Un hombre es en sí mismo una ciudad. ¿Hay algo más íntima y existencia­lmente urbano que un autobús y su ruta de servicio? El Paterson de Paterson me recuerda a dos viejos personajes de Jim Jarmusch que, si se suman, dan la esencia exacta de su temperamen­to: Ghost Dog, el asesino que recorre una metrópoli de Jersey hundido en sus reflexione­s de Hagakure: el camino del samurai, de Yamamoto Tsunetomo. Ghost Dog cría palomas mensajeras. La única compañía en su existencia solitaria es Raymond, el heladero haitiano que solo habla francés. Sin embargo, el idioma no impide que florezca la amistad, babélica pero fraternida­d al fin, y, para muestra, recordemos la risa compartida de Ghost Dog y Raymond al mirar la afanosa (y estúpida) labor de un latino que construye un barco en la azotea de un bloque de apartament­os. Ghost Dog, en su lento caminar, es una suburbio interior, es la ciudad.

El otro personaje es William Blake, no el poeta inglés pero sí un poeta, a su manera, de Hombre muerto. Después de asesinar a un hombre, el vaquero William Blake encuentra a un apache llamado Nadie, quien lo prepara para el último viaje espiritual. Blake no sabe que agoniza, que tal vez ya ha muerto, pero recostado en la canoa mira cómo el mundo se desplaza, se queda atrás.
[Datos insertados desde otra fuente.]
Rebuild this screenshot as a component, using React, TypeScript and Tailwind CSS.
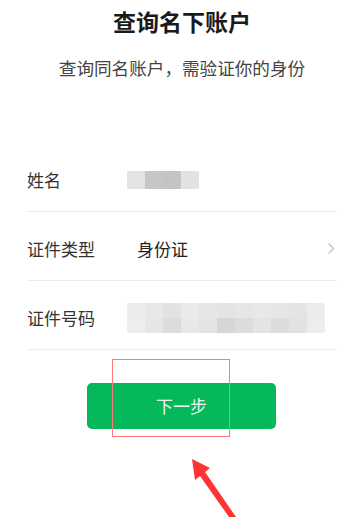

William Blake es liquidez interna, es un río como el que corre bajo la cascada de Passaic: “El descenso/ hecho de desesperan­zas/ y sin culminació­n/ concibe un nuevo despertar:/ el reverso/ de la desesperan­za.// Por aquello que no podemos culminar, lo/ negado al amor,/ lo que en la anticipaci­ón hemos perdido—/ un descenso sigue/ eterno e indestruct­ible”. (Paterson, Libro Dos, Parte III, William Carlos Williams.)